»»

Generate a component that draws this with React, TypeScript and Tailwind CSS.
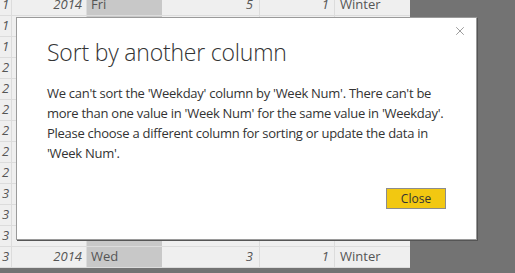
import { X } from 'lucide-react';

const rows = [
  { wk: 1, day: 'Fri', n: 5 },
  { wk: 1, day: 'Sat', n: 6 },
  { wk: 1, day: 'Sun', n: 7 },
  { wk: 2, day: 'Mon', n: 1 },
  { wk: 2, day: 'Tue', n: 2 },
  { wk: 2, day: 'Wed', n: 3 },
  { wk: 2, day: 'Thu', n: 4 },
  { wk: 2, day: 'Fri', n: 5 },
  { wk: 2, day: 'Sat', n: 6 },
  { wk: 3, day: 'Sun', n: 7 },
  { wk: 3, day: 'Mon', n: 1 },
  { wk: 3, day: 'Tue', n: 2 },
  { wk: 3, day: 'Wed', n: 3 },
];

function DataGrid() {
  return (
    <div className="-mt-[5px] text-[13px] text-[#555]">
      {rows.map((r, i) => (
        <div key={i} className="flex h-[21px] items-center border-b border-[#dcdcdc]">
          <div className="w-[12px] h-full flex items-center pl-[2px] italic border-r border-[#dcdcdc]">{r.wk}</div>
          <div className="w-[75px] h-full flex items-center justify-end pr-[4px] italic border-r border-[#dcdcdc]">2014</div>
          <div className="w-[75px] h-full flex items-center pl-[4px] bg-[#c8c8c8]">{r.day}</div>
          <div className="w-[98px] h-full flex items-center justify-end pr-[6px] italic border-r border-[#dcdcdc]">{r.n}</div>
          <div className="w-[75px] h-full flex items-center justify-end pr-[5px] italic border-r border-[#dcdcdc]">1</div>
          <div className="w-[75px] h-full flex items-center pl-[5px]">Winter</div>
        </div>
      ))}
    </div>
  );
}

export default function App() {
  return (
    <div className="relative w-[515px] h-[273px] overflow-hidden bg-[#737373] font-['Open_Sans','Liberation_Sans',sans-serif]">
      <div className="w-[410px] h-full bg-[#efefef]">
        <DataGrid />
      </div>

      {/* modal dialog over the grid */}
      <div className="absolute left-[16px] top-[17px] w-[461px] h-[223px] bg-white border border-[#9a9a9a] shadow-[1px_1px_0_#555]">
        <button className="absolute right-[9px] top-[6px] text-[#777]">
          <X className="w-[14px] h-[14px]" strokeWidth={1.25} />
        </button>
        <div className="pl-[30px] pr-[20px] pt-[18px]">
          <h2 className="text-[23px] font-light text-[#333] leading-[32px] tracking-[-0.2px]">Sort by another column</h2>
          <p className="mt-[15px] text-[13px] leading-[20px] tracking-[-0.27px] text-[#333]">
            We can't sort the 'Weekday' column by 'Week Num'. There can't be more than one value in 'Week Num' for the
            same value in 'Weekday'. Please choose a different column for sorting or update the data in 'Week Num'.
          </p>
          <div className="flex justify-end mt-[25px] pr-[10px]">
            <button className="w-[60px] h-[21px] bg-[#f2c811] border border-[#8c8c8c] text-[12px] text-[#333]">Close</button>
          </div>
        </div>
      </div>
    </div>
  );
}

««

▶ EXERCISE OBJECTIVE: Give an exact copy of the material, leaving out every picture.

▶ FULL RESPONSE:
Generate a component that draws this with React, TypeScript and Tailwind CSS.
import { X } from 'lucide-react';

const rows = [
  { wk: 1, day: 'Fri', n: 5 },
  { wk: 1, day: 'Sat', n: 6 },
  { wk: 1, day: 'Sun', n: 7 },
  { wk: 2, day: 'Mon', n: 1 },
  { wk: 2, day: 'Tue', n: 2 },
  { wk: 2, day: 'Wed', n: 3 },
  { wk: 2, day: 'Thu', n: 4 },
  { wk: 2, day: 'Fri', n: 5 },
  { wk: 2, day: 'Sat', n: 6 },
  { wk: 3, day: 'Sun', n: 7 },
  { wk: 3, day: 'Mon', n: 1 },
  { wk: 3, day: 'Tue', n: 2 },
  { wk: 3, day: 'Wed', n: 3 },
];

function DataGrid() {
  return (
    <div className="-mt-[5px] text-[13px] text-[#555]">
      {rows.map((r, i) => (
        <div key={i} className="flex h-[21px] items-center border-b border-[#dcdcdc]">
          <div className="w-[12px] h-full flex items-center pl-[2px] italic border-r border-[#dcdcdc]">{r.wk}</div>
          <div className="w-[75px] h-full flex items-center justify-end pr-[4px] italic border-r border-[#dcdcdc]">2014</div>
          <div className="w-[75px] h-full flex items-center pl-[4px] bg-[#c8c8c8]">{r.day}</div>
          <div className="w-[98px] h-full flex items-center justify-end pr-[6px] italic border-r border-[#dcdcdc]">{r.n}</div>
          <div className="w-[75px] h-full flex items-center justify-end pr-[5px] italic border-r border-[#dcdcdc]">1</div>
          <div className="w-[75px] h-full flex items-center pl-[5px]">Winter</div>
        </div>
      ))}
    </div>
  );
}

export default function App() {
  return (
    <div className="relative w-[515px] h-[273px] overflow-hidden bg-[#737373] font-['Open_Sans','Liberation_Sans',sans-serif]">
      <div className="w-[410px] h-full bg-[#efefef]">
        <DataGrid />
      </div>

      {/* modal dialog over the grid */}
      <div className="absolute left-[16px] top-[17px] w-[461px] h-[223px] bg-white border border-[#9a9a9a] shadow-[1px_1px_0_#555]">
        <button className="absolute right-[9px] top-[6px] text-[#777]">
          <X className="w-[14px] h-[14px]" strokeWidth={1.25} />
        </button>
        <div className="pl-[30px] pr-[20px] pt-[18px]">
          <h2 className="text-[23px] font-light text-[#333] leading-[32px] tracking-[-0.2px]">Sort by another column</h2>
          <p className="mt-[15px] text-[13px] leading-[20px] tracking-[-0.27px] text-[#333]">
            We can't sort the 'Weekday' column by 'Week Num'. There can't be more than one value in 'Week Num' for the
            same value in 'Weekday'. Please choose a different column for sorting or update the data in 'Week Num'.
          </p>
          <div className="flex justify-end mt-[25px] pr-[10px]">
            <button className="w-[60px] h-[21px] bg-[#f2c811] border border-[#8c8c8c] text-[12px] text-[#333]">Close</button>
          </div>
        </div>
      </div>
    </div>
  );
}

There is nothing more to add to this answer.